Design Line
Tuesday, March 9 2021

New and Historic: Fostering Urban Communities

Bonstra | Haresign ARCHITECTS recently completed two residential projects across the city that uniquely enhance the urban fabric and reinforce a connection between their residents and the community.  A new infill project along the lively H Street corridor reflects the neighborhood’s energy and diversity, with a contrast of materials and forms in a contemporary composition that relates to the proportions of its re-purposed Victorian neighbors. A Foggy Bottom rowhouse built in the late 1880’s is preserved and revitalized for a client legacy with a contemporary style and creative design solutions to allow sunlight to penetrate into a narrow building envelope.

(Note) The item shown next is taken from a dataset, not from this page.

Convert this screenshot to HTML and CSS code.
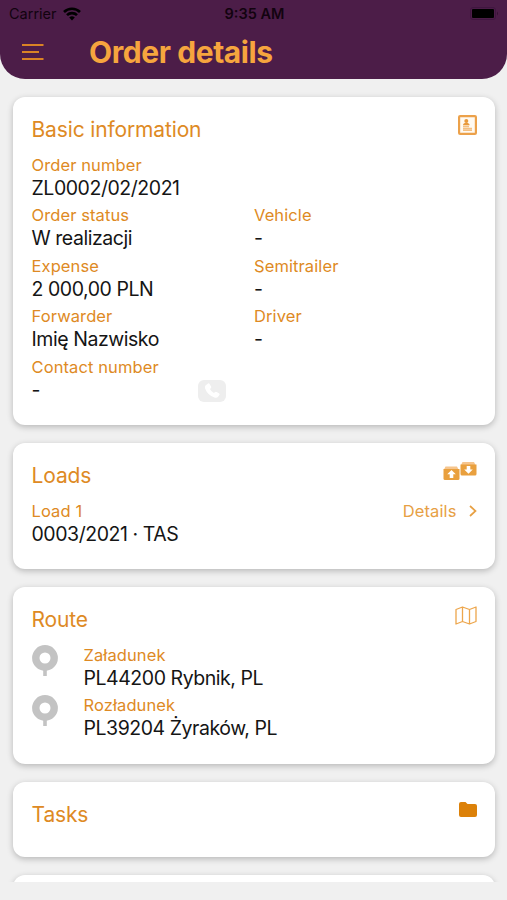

H Street Corridor, Washington, DC

Residential / Co-housing
Commercial Retail

Completed: December 2020
Size: 11,000 SF
Units: 3 units (5-BR 5-BA each)

Client: Coba Development
Contractor: Harbor Builders
Photography: Anice Hoachlander

The Aldea is a mixed-use residential project located at 1336 H Street, NE on one of the oldest commercial thoroughfares in Washington DC. It is in one of the city’s most historically vibrant and rapidly changing neighborhoods, and the only one served by a streetcar today. This area was one of the 3 hardest-hit corridors, suffering catastrophic damage during the 1968 riots in the aftermath of the assassination of Dr. Martin Luther King, Jr. The building features street-level and below-grade retail, and large, co-living residential apartments above, crowned by a rooftop deck with panoramic urban views.

2417 Eye Street, NW

Foggy Bottom, Washington, DC

Single Family
Historic Preservation / Renovation

Completed: September 2020
Size: 1,700 SF

Client: Withheld
Contractor: ThinkMakeBuild
Photography: Anice Hoachlander

This late 1880s rowhouse shares party walls with other simple brick structures in Washington, D.C.’s historic Foggy Bottom. Creating open floor plans and light-filled spaces in a 125-year-old brick structure less than 12 feet wide allowed the design team a chance to innovate with spatial expansion, lighting solutions, and architectural details. Given the building’s long, narrow footprint, the team studied several options for a workable floor plan reflecting the client’s desired contemporary style. The new dumbbell-shaped layout maximizes the full width and takes advantage of both exterior walls to strengthen indoor-outdoor connections.